Late on Sunday night the pound’s reaction had been muted, we need to wait for the UK traders to get in to get a sense of their concern. However, at one point GBP/USD had dropped below the crucial 1.30 level. A weakening of the pound on the back of a poor showing in the polls for Theresa May would not be surprising, after the Prime Minister announced the election last month the pound has risen 500 points versus the USD. A landslide from May soothed sterling traders’ anxieties as it removed the prospect of a rushed Brexit deal to fit in with an election that otherwise would have been due in 2020. It also meant that Theresa May would have been handed a stronger mandate that could have silenced some of the harshest Brexiteers in the UK backbenches that could have made negotiations with Europe a little easier for the Prime Minister. If these scenarios fail to develop, then the pound’s march above 1.30 could be disrupted, at least in the short term. We would expect to see a further retreat on Monday, potentially back to the1.2860 support level for GBP/USD, the low from last week.

Whether or not GBP/USD falls below this level and back towards 1.25 may depend on how well team May deals with this polling shock. Will they role back on some of the more controversial elements of their manifesto such as social care and pensions changes? If so, this could help her to regain the upper hand in the polls. Right now, sterling’s reaction to this election won’t be on the minutia of policy put forward by each candidate, but by May’s expected margin of victory. If this continues to narrow then the lead up to the election could be a challenging time for sterling.

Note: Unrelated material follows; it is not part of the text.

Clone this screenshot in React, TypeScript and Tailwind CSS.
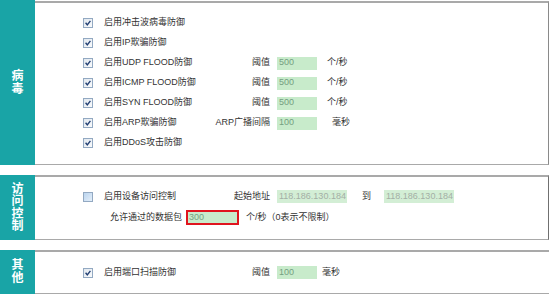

The political impact on UK stocks

Over the coming weeks, we will be looking closely at how UK stocks may perform on the back of this election. Right now the key question is does politics really matter when the economy is doing well and has easily outperformed expectations of a slowdown post the Brexit vote, and corporate earnings have surprised to the upside in the first quarter of this year? Elections come and go, it’s the fundamentals that really matter, and right now the fundamentals look good for the UK.

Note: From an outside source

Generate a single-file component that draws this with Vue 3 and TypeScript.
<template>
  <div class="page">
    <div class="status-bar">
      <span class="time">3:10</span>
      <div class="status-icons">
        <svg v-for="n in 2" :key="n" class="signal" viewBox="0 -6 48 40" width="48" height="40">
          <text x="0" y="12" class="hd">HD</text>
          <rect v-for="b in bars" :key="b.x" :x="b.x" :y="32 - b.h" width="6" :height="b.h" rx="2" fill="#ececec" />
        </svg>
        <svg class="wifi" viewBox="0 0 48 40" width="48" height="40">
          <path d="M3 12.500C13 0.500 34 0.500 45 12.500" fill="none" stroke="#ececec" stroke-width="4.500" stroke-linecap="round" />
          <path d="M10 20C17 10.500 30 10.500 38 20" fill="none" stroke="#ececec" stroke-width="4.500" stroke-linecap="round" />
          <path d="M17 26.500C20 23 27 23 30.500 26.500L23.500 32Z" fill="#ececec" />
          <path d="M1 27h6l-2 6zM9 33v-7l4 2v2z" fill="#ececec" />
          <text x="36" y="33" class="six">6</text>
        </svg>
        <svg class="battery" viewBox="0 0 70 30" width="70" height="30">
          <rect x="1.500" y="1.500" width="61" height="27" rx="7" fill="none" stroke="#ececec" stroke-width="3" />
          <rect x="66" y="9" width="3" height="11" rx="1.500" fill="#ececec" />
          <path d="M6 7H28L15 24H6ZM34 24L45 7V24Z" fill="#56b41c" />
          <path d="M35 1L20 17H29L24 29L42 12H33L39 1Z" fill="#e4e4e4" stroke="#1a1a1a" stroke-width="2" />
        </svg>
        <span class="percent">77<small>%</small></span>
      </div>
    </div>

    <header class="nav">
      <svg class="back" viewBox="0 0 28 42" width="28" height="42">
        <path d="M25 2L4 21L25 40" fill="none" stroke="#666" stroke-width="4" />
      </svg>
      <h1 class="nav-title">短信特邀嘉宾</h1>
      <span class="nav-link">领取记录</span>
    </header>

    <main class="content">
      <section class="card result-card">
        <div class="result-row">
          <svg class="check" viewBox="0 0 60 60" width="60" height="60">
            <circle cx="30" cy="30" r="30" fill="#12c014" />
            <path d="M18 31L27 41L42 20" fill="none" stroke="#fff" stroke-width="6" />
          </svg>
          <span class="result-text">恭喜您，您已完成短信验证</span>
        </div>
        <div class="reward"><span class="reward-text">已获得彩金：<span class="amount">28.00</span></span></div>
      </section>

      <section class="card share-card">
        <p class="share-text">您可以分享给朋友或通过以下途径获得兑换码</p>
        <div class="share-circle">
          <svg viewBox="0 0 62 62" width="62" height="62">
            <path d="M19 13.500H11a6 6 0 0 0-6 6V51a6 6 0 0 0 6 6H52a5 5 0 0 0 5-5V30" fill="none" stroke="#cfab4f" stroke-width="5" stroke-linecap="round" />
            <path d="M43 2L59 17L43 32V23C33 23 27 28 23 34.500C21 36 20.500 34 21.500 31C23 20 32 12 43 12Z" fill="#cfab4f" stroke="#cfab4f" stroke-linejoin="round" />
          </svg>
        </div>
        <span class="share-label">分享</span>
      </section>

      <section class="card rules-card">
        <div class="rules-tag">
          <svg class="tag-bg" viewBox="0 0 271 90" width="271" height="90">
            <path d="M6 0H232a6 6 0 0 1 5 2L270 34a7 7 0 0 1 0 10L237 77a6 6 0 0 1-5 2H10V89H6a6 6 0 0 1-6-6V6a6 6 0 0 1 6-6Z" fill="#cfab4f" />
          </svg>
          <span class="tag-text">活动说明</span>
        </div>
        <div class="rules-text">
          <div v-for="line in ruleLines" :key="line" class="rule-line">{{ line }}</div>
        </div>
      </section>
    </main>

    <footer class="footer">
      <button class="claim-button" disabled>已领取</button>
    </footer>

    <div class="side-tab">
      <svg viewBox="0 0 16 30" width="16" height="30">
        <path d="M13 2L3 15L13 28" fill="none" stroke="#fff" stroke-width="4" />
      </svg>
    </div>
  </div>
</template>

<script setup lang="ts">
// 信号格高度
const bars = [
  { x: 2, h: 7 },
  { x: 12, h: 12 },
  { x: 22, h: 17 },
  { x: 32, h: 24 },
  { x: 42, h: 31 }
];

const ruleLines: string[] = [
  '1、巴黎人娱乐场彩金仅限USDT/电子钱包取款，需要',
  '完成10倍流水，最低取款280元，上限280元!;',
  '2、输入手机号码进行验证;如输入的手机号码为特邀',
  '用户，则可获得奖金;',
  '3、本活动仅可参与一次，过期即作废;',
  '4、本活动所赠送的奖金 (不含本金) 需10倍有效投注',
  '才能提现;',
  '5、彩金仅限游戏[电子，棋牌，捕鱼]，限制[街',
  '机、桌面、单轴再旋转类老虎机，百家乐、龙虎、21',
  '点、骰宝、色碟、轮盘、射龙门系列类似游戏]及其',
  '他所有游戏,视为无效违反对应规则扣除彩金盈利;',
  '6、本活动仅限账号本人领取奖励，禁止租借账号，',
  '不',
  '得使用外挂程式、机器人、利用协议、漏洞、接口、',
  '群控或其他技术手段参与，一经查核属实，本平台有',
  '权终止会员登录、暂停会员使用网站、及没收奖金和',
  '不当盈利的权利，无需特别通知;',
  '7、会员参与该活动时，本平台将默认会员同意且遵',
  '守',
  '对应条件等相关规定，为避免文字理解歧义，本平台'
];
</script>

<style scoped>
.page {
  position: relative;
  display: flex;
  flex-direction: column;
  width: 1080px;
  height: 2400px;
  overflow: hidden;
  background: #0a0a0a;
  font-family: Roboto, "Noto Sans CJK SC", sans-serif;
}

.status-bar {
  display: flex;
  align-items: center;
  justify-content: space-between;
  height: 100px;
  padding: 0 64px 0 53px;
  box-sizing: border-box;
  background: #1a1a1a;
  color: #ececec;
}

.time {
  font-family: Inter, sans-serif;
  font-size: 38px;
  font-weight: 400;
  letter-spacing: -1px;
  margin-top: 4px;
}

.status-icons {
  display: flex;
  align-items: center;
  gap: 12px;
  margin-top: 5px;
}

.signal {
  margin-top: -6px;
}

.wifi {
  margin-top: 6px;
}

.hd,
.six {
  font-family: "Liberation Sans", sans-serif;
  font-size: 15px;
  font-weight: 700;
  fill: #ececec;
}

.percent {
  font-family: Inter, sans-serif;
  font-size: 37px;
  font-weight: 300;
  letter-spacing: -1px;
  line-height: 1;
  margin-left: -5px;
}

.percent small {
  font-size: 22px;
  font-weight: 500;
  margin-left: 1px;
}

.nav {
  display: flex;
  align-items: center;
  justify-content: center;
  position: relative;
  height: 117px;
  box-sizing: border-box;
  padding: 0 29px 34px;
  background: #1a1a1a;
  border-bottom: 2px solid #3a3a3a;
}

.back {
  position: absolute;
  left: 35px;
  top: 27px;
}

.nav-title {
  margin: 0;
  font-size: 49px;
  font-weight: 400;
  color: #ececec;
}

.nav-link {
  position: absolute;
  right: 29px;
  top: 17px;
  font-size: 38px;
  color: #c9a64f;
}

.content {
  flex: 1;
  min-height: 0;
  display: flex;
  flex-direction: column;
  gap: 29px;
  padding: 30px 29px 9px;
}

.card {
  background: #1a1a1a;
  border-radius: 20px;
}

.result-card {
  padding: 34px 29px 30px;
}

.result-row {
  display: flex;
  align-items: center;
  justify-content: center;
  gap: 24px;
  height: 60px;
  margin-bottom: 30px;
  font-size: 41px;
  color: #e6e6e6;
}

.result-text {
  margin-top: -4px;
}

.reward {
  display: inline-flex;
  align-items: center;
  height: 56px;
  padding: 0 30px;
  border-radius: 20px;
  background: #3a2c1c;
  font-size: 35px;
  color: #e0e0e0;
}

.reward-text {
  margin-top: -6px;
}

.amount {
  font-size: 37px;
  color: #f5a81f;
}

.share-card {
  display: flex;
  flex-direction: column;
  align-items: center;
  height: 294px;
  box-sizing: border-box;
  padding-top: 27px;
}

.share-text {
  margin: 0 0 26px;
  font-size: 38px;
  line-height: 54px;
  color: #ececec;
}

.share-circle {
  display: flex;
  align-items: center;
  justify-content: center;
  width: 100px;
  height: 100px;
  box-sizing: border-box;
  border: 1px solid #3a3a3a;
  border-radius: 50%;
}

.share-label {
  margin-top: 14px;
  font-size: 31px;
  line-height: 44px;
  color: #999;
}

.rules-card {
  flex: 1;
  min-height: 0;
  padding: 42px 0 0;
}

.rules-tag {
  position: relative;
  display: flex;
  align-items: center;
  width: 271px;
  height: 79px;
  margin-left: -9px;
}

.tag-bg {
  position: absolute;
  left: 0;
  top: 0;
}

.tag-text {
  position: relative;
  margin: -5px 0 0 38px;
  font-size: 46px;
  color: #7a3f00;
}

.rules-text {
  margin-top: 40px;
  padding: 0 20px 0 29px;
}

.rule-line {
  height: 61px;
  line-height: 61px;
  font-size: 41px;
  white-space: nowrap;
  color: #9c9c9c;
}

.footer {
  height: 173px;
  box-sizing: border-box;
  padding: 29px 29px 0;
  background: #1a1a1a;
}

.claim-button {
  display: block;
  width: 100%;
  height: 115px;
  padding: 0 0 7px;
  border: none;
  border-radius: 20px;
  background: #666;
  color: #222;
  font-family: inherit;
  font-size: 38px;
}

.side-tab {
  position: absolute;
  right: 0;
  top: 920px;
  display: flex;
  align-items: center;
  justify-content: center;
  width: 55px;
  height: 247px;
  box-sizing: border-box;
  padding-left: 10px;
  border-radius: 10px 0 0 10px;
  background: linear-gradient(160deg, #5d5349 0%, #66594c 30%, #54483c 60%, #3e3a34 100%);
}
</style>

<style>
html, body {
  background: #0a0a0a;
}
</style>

However, it is worth noting, that those companies in the FTSE 250 that earn the majority of their earnings in sterling, have not seen their share prices return to highs from before the EU referendum, suggesting that Brexit, and not this election is a key concern for corporate performance in some sectors of the FTSE. One noteworthy company that remains in the red since last year’s Brexit vote is Easyjet, its share price is still 18% lower than it was on June 23rd 2016. The homebuilders, who were also hit hard by the UK’s decision to leave the EU, have only recently managed to recover to their pre-Brexit levels. Below we give our view on some of the key sectors and stocks in the UK market and how they may react to this election.

The FTSE outlook:

The FTSE does have a more direct peg to British politics and economics and it can be found via its large consumer industry stocks. These include retailers, consumer care and health care shares. Investors reasonably perceive these to be sensitive to changing consumer sentiment. However, the outlook for a strengthened Conservative majority adds another wrinkle because the party’s just-released manifesto makes clear that austerity is here to stay. Real wage growth, having been under pressure for years, is likely to remain so for the foreseeable future, not least because of rising inflation. If we accept that the Brexit process could have a chilling effect on the broader economy and on consumption in particular, the outlook for consumer industries is problematic.

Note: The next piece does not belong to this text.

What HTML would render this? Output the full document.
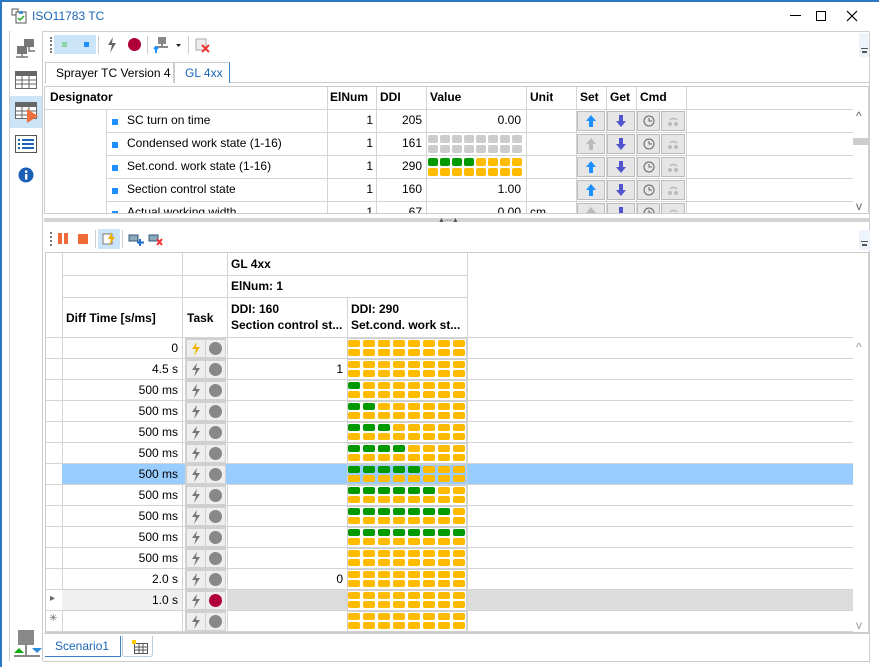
<!DOCTYPE html>
<html><head><meta charset="utf-8"><style>
*{box-sizing:border-box;margin:0;padding:0}
body{width:879px;height:667px;background:#fff;font-family:"Segoe UI","Liberation Sans",sans-serif;font-size:12px;color:#000;position:relative;overflow:hidden}
.a{position:absolute}
.t{white-space:nowrap;overflow:hidden}
</style></head><body>
<div class="a" style="left:0;top:0;width:879px;height:2px;background:#2b79c2"></div>
<div class="a" style="left:0;top:0;width:2px;height:667px;background:#2b79c2"></div>
<svg class="a" style="left:11px;top:8px" width="18" height="16"><rect x="1" y="1" width="6" height="6" fill="#fff" stroke="#555"/><rect x="5" y="4" width="10" height="11" fill="#fff" stroke="#555"/><rect x="8" y="3" width="4" height="3" fill="#4a90d0"/><path d="M7 10l2 2 4-4" stroke="#2a2" stroke-width="1.5" fill="none"/></svg>
<div class="a" style="left:32px;top:9px;color:#1b65b8;font-size:12px">ISO11783 TC</div>
<div class="a" style="left:790px;top:15px;width:11px;height:1px;background:#000"></div>
<div class="a" style="left:816px;top:11px;width:10px;height:10px;border:1px solid #000"></div>
<svg class="a" style="left:846px;top:10px" width="12" height="12"><path d="M1 1l10 10M11 1L1 11" stroke="#000" stroke-width="1.2"/></svg>
<div class="a" style="left:42px;top:31px;width:1px;height:630px;background:#ccc"></div>
<div class="a" style="left:9px;top:31px;width:1px;height:630px;background:#ccc"></div>
<svg class="a" style="left:15px;top:38px" width="24" height="20"><rect x="9" y="1" width="10" height="8" fill="#777"/><rect x="2" y="8" width="10" height="8" fill="#777"/><path d="M7 16v3M1 19h12M14 9v4h6" stroke="#777" stroke-width="1.5" fill="none"/></svg>
<svg class="a" style="left:15px;top:71px" width="22" height="18"><rect x="0.5" y="0.5" width="21" height="17" fill="#fff" stroke="#666"/><rect x="1" y="1" width="20" height="4" fill="#666"/><path d="M1 9h20M1 13h20M7 5v12M14 5v12" stroke="#666"/></svg>
<div class="a" style="left:10px;top:96px;width:32px;height:32px;background:#cce4f7"></div>
<svg class="a" style="left:15px;top:102px" width="24" height="22"><rect x="0.5" y="0.5" width="21" height="16" fill="#fff" stroke="#666"/><rect x="1" y="1" width="20" height="4" fill="#666"/><path d="M1 9h20M1 13h20M7 5v12M14 5v12" stroke="#666"/><path d="M12 7l11 7-11 7z" fill="#f07040"/></svg>
<svg class="a" style="left:15px;top:135px" width="22" height="18"><rect x="0.5" y="0.5" width="21" height="17" fill="#fff" stroke="#555"/><path d="M3 5h2M3 9h2M3 13h2M7 5h12M7 9h12M7 13h12" stroke="#1b65b8" stroke-width="2"/></svg>
<svg class="a" style="left:18px;top:167px" width="16" height="16"><circle cx="8" cy="8" r="7.5" fill="#1b5fb5"/><rect x="7" y="7" width="2.4" height="5.5" fill="#fff"/><circle cx="8.2" cy="4.6" r="1.3" fill="#fff"/></svg>
<svg class="a" style="left:12px;top:629px" width="30" height="30"><rect x="6" y="1" width="16" height="15" fill="#888"/><path d="M2 24l5-5 5 5z" fill="#1a1"/><path d="M20 19h10l-5 5z" fill="#2a8ad8"/><path d="M14 16v11M2 27h26" stroke="#888" stroke-width="2"/></svg>
<div class="a" style="left:50px;top:37px;width:1px;height:16px;border-left:2px dotted #777"></div>
<div class="a" style="left:54px;top:35px;width:42px;height:19px;background:#cce4f7"></div>
<div class="a" style="left:62px;top:42px;width:5px;height:5px;background:#8fd4a5"></div>
<div class="a" style="left:84px;top:42px;width:5px;height:5px;background:#1e90ff"></div>
<div class="a" style="left:98px;top:36px;width:1px;height:18px;background:#ccc"></div>
<svg class="a" style="left:106px;top:37px" width="12" height="16"><path d="M7 0L2 8h4l-2 8 6-10H6z" fill="#666"/></svg>
<div class="a" style="left:128px;top:38px;width:13px;height:13px;border-radius:50%;background:#b0003a"></div>
<div class="a" style="left:147px;top:36px;width:1px;height:18px;background:#ccc"></div>
<svg class="a" style="left:152px;top:36px" width="32" height="18"><rect x="6" y="1" width="8" height="7" fill="#888"/><path d="M10 8v3M3 11h13" stroke="#888" stroke-width="2"/><path d="M4 17v-6M2 13l2-2 2 2" stroke="#1e90ff" stroke-width="2" fill="none"/><path d="M24 8h5l-2.5 3z" fill="#222"/></svg>
<div class="a" style="left:188px;top:36px;width:1px;height:18px;background:#ccc"></div>
<svg class="a" style="left:194px;top:36px" width="18" height="18"><rect x="2" y="3" width="10" height="11" fill="#eee" stroke="#aaa"/><path d="M8 9l7 7M15 9l-7 7" stroke="#e33" stroke-width="2"/></svg>
<div class="a" style="left:859px;top:33px;width:11px;height:24px;background:#eef4fc"></div>
<div class="a" style="left:861px;top:48px;width:7px;height:1px;background:#555"></div>
<div class="a" style="left:862px;top:51px;width:5px;height:2px;background:#555"></div>
<div class="a" style="left:43px;top:31px;width:827px;height:1px;background:#d0d0d0"></div>
<div class="a" style="left:869px;top:31px;width:1px;height:632px;background:#d0d0d0"></div>
<div class="a" style="left:44px;top:82px;width:825px;height:1px;background:#ccc"></div>
<div class="a t" style="left:45px;top:62px;width:129px;height:21px;border:1px solid #ccc;border-bottom:none;background:#fff;padding:3px 0 0 10px">Sprayer TC Version 4</div>
<div class="a t" style="left:174px;top:62px;width:56px;height:21px;border:1px solid #ccc;border-right-color:#3b82c4;border-bottom:none;background:#fff;color:#1b65b8;padding:3px 0 0 10px">GL 4xx</div>
<div id="top"></div>
<div id="bot"></div>
<div class="a" style="left:44px;top:218px;width:825px;height:4px;background:#d4d4d4"></div>
<div class="a" style="left:438px;top:217px;font-size:7px;color:#555;letter-spacing:-1px">▲······▲</div>
<div class="a" style="left:50px;top:232px;width:1px;height:14px;border-left:2px dotted #777"></div>
<div class="a" style="left:58px;top:233px;width:4px;height:11px;background:#f06a3a"></div>
<div class="a" style="left:64px;top:233px;width:4px;height:11px;background:#f06a3a"></div>
<div class="a" style="left:78px;top:234px;width:10px;height:10px;background:#f06a3a"></div>
<div class="a" style="left:95px;top:230px;width:1px;height:18px;background:#ccc"></div>
<div class="a" style="left:98px;top:229px;width:22px;height:20px;background:#cce4f7"></div>
<svg class="a" style="left:102px;top:231px" width="16" height="16"><rect x="1" y="3" width="9" height="10" fill="#fff" stroke="#777"/><path d="M10 1L6 8h3l-2 7 6-9H10z" fill="#f0b000"/></svg>
<div class="a" style="left:122px;top:230px;width:1px;height:18px;background:#ccc"></div>
<svg class="a" style="left:128px;top:233px" width="40" height="14"><rect x="1" y="2" width="9" height="6" fill="#8ab" stroke="#357"/><path d="M12 6v7M9 9.5h7" stroke="#1e6fd0" stroke-width="2"/><rect x="21" y="2" width="9" height="6" fill="#8ab" stroke="#357"/><path d="M29 6l5 6M34 6l-5 6" stroke="#e33" stroke-width="2"/></svg>
<div class="a" style="left:859px;top:230px;width:11px;height:20px;background:#eef4fc"></div>
<div class="a" style="left:861px;top:241px;width:7px;height:1px;background:#555"></div>
<div class="a" style="left:862px;top:244px;width:5px;height:2px;background:#555"></div>
<div class="a" style="left:44px;top:633px;width:825px;height:1px;background:#ccc"></div>
<div class="a t" style="left:45px;top:636px;width:76px;height:21px;border-bottom:1px solid #3b82c4;border-right:1px solid #3b82c4;color:#1b65b8;padding:3px 0 0 10px">Scenario1</div>
<div class="a" style="left:122px;top:636px;width:31px;height:21px;border:1px solid #bcd;border-top:none;border-radius:0 0 3px 3px"></div>
<svg class="a" style="left:132px;top:640px" width="16" height="14"><rect x="2.5" y="3.5" width="13" height="10" fill="#fff" stroke="#555"/><path d="M3 7h12M3 10h12M7 4v9M11 4v9" stroke="#555"/><rect x="0" y="0" width="4" height="4" fill="#fc0"/></svg>
<div class="a" style="left:43px;top:661px;width:827px;height:1px;background:#ccc"></div>
<script>
function bits(x,y,g,w,h,gap,col){var s='';for(var r=0;r<2;r++)for(var i=0;i<8;i++){var c=col||(r==0&&i<g?'#009900':'#ffbb00');s+='<div class="a" style="left:'+(x+i*(w+gap))+'px;top:'+(y+r*(h+2))+'px;width:'+w+'px;height:'+h+'px;background:'+c+';border-radius:2px"></div>';}return s;}
function L(x,y,w,h,c){return '<div class="a" style="left:'+x+'px;top:'+y+'px;width:'+w+'px;height:'+(h||1)+'px;background:'+(c||'#d4d4d4')+'"></div>';}
function T(x,y,w,txt,st){return '<div class="a t" style="left:'+x+'px;top:'+y+'px;width:'+w+'px;'+(st||'')+'">'+txt+'</div>';}
var up='<svg width="10" height="12"><path d="M5 0L0 6h3v6h4V6h3z" fill="COL"/></svg>';
var dn='<svg width="10" height="12"><path d="M5 12L0 6h3V0h4v6h3z" fill="#5055cc"/></svg>';
var clk='<svg width="12" height="12"><circle cx="6" cy="6" r="5" fill="none" stroke="#666"/><path d="M6 3v3h3" stroke="#666" fill="none"/></svg>';
var cmd2='<svg width="14" height="12"><circle cx="4" cy="9" r="2" fill="#bbb"/><circle cx="10" cy="9" r="2" fill="#bbb"/><path d="M4 5a4 3 0 0 1 7 0" stroke="#bbb" fill="none" stroke-width="1.5"/></svg>';
var h='';
h+='<div class="a" style="left:44px;top:86px;width:825px;height:128px;border:1px solid #ccc;overflow:hidden">';
h+=L(0,22,808);
[282,331,381,481,531,561,591,641].forEach(function(x){h+=L(x,0,1,22);});
var hd=[[5,'Designator'],[285,'ElNum'],[335,'DDI'],[385,'Value'],[485,'Unit'],[535,'Set'],[565,'Get'],[595,'Cmd']];
hd.forEach(function(a){h+=T(a[0],3,200,a[1],'font-weight:bold;width:auto');});
var rows=[['SC turn on time','205','0.00',1],['Condensed work state (1-16)','161','',0],['Set.cond. work state (1-16)','290','',1],['Section control state','160','1.00',1],['Actual working width','67','0.00',0]];
rows.forEach(function(r,i){var y=23+i*23;
h+=L(61,y+22,747);[61,282,331,381,481,531,561,591,641].forEach(function(x){h+=L(x,y,1,22);});
h+=L(67,y+9,6,6,'#1e90ff');h+=T(82,y+3,200,r[0]);h+=T(282,y+3,46,'1','text-align:right');h+=T(331,y+3,46,r[1],'text-align:right');
if(r[2])h+=T(381,y+3,95,r[2],'text-align:right');
if(i==1)h+=bits(383,y+2,0,10,8,2,'#cccccc');if(i==2)h+=bits(383,y+2,4,10,8,2);if(i==4)h+=T(485,y+3,30,'cm');
var bs='height:20px;background:#e6e6e6;border:1px solid #bbb;display:flex;align-items:center;justify-content:center;';
h+='<div class="a" style="left:532px;top:'+(y+1)+'px;width:28px;'+bs+'">'+up.replace('COL',r[3]?'#1e90ff':'#bbb')+'</div>';
h+='<div class="a" style="left:562px;top:'+(y+1)+'px;width:28px;'+bs+'">'+dn+'</div>';
h+='<div class="a" style="left:592px;top:'+(y+1)+'px;width:23px;'+bs+'">'+clk+'</div>';
h+='<div class="a" style="left:616px;top:'+(y+1)+'px;width:24px;'+bs+'">'+cmd2+'</div>';});
h+=L(808,0,16,128,'#fff');h+=T(811,22,12,'^','color:#666');h+=T(811,112,12,'v','color:#666');h+=L(808,51,16,7,'#cdcdcd');
h+='</div>';
document.getElementById('top').outerHTML=h;
var g='<div class="a" style="left:45px;top:252px;width:824px;height:381px;border:1px solid #ccc;overflow:hidden">';
g+=L(16,0,1,380);g+=L(136,0,1,380);g+=L(181,0,1,380);g+=L(301,45,1,335);g+=L(421,0,1,380);
g+=L(16,22,405);g+=L(16,44,405);g+=L(0,84,807);
g+=T(185,4,100,'GL 4xx','font-weight:bold');g+=T(185,26,100,'ElNum: 1','font-weight:bold');
g+=T(20,58,110,'Diff Time [s/ms]','font-weight:bold');g+=T(141,58,40,'Task','font-weight:bold');
g+=T(185,48,114,'DDI: 160<br>Section control st...','font-weight:bold;line-height:16px');
g+=T(305,48,114,'DDI: 290<br>Set.cond. work st...','font-weight:bold;line-height:16px');
var tm=['0','4.5 s','500 ms','500 ms','500 ms','500 ms','500 ms','500 ms','500 ms','500 ms','500 ms','2.0 s','1.0 s',''];
var gr=[0,0,1,2,3,4,5,6,7,8,0,0,0,0];
tm.forEach(function(t,i){var y=85+i*21;
if(i==6)g+=L(16,y,791,20,'#99ccff');if(i==12){g+=L(16,y,120,20,'#f0f0f0');g+=L(181,y,626,20,'#dcdcdc');g+=T(4,y+3,10,'▸','color:#666;font-size:10px');}
if(i==13)g+=T(3,y+2,10,'✳','color:#666;font-size:10px');
g+=L(0,y+20,807);
g+=T(16,y+3,116,t,'text-align:right');
g+='<div class="a" style="left:139px;top:'+y+'px;width:41px;height:21px;background:#d0d0d0"></div>';
g+='<div class="a" style="left:141px;top:'+(y+2)+'px;width:18px;height:17px;background:#eee"><svg width="18" height="17"><path d="M10 2L5 9h4l-2 7 6-9H9z" fill="'+(i==0?'#f0b400':'#777')+'"/></svg></div>';
g+='<div class="a" style="left:160px;top:'+(y+2)+'px;width:19px;height:17px;background:#eee"></div>';
g+='<div class="a" style="left:163px;top:'+(y+4)+'px;width:13px;height:13px;border-radius:50%;background:'+(i==12?'#b0003a':'#888')+'"></div>';
if(i==1)g+=T(185,y+3,112,'1','text-align:right');if(i==11)g+=T(185,y+3,112,'0','text-align:right');
g+=L(301,y,120,21,'#d0d0d0');g+=L(302,y+1,118,19,i==6?'#99ccff':'#fff');
g+=bits(302,y+2,gr[i],12,7,3);});
g+=L(807,85,16,296,'#fff');g+=T(810,87,12,'^','color:#999');g+=T(810,365,12,'v','color:#999');
g+='</div>';
document.getElementById('bot').outerHTML=g;
</script>
</body></html>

Before we get too pessimistic though, it’s worth noting that the most up-to-date official Retail Sales release showed that after a pause in the first few months of the year, shoppers were back in force in the spring. Sales rose 2.3% in April the biggest monthly rise since January 2016. Warm Easter weather helped encourage consumers to continue the trend that has given the economy impetus, certainly since the Brexit vote, but in fact since the financial crisis too.

Even so, the best-performing retail share so far this year is Burberry, with a 15% rise, reinforcing the FTSE 100’s UK disconnect. Whitbread, the operator of hotels, restaurants and the Costa Coffee chain, is next with a 10.64% rise. Despite a sharp fall last month after it warned about the impact of a tougher consumer environment, the group has outperformed the sector in 2017, partly due to perceived advantages from a recovering pound and from resilient consumer data.

Sainsbury’s, which has a more significant British footprint, is the most elevated high street retailer so far, rising 10%. Marks & Spencer is a few tenths of a point below. It is not Sainsbury’s supermarket arm that investors are interested in, since the group’s grocery business is underperforming rivals. Argos, which Sainsbury’s bought last year, is the likelier reason why the group’s stock has revived after a weak start this year and underperformance in 2016. Double-digit sales growth at the general retail chain is outpacing the market. Still, we have to look outside of the FTSE entirely for more dynamic stock price returns and cash flow growth among retailers. FTSE 250-listed JD Sports’ cash flow growth over five years clearly stands out in the sector. It’s no coincidence that the stock is up 75% over a year, with 40 points of that in this year.


Property market sentiment is another important political conduit to the FTSE 100. Direct government intervention in the property market and sensitivity to economic sentiment means that Britain’s residential property groups are uniquely exposed to UK voting.  The sector has retained most of a gain of about 500% since 2010, despite cooling off more recently, and by and large house builders’ shares have been good stores of value across the board this decade. Still, almost all house builders have expressed caution about the impact of Brexit. Many are switching focus to developments outside of London. Land values in the city are predictably the highest in the country, and the capital has seen house prices fall the fastest in Britain since the Brexit vote. London is also at the centre of an ‘affordability crisis’ in the wider South East, which could lead to a sellers’ crunch if the economy weakens as the UK leaves the EU.

The larger developers, Persimmon (the largest), Barratt, Taylor Wimpey, Berkeley Group (most exposed to the London market) and Bellway will inevitably attract more attention as 8th June approaches. Valuation and momentum disparities are likely to see Barratt and Taylor Wimpey close a modest percentage point gap between them and the highest gainer in the year to date, Persimmon. The FTSE’s top four house builder shares have risen 29%-37% this year, but they are still likely to be seen as having amongst the highest risks to the upside if the Conservatives win an improved majority. Berkeley Group Holdings is up a tad less than 20% in 2017.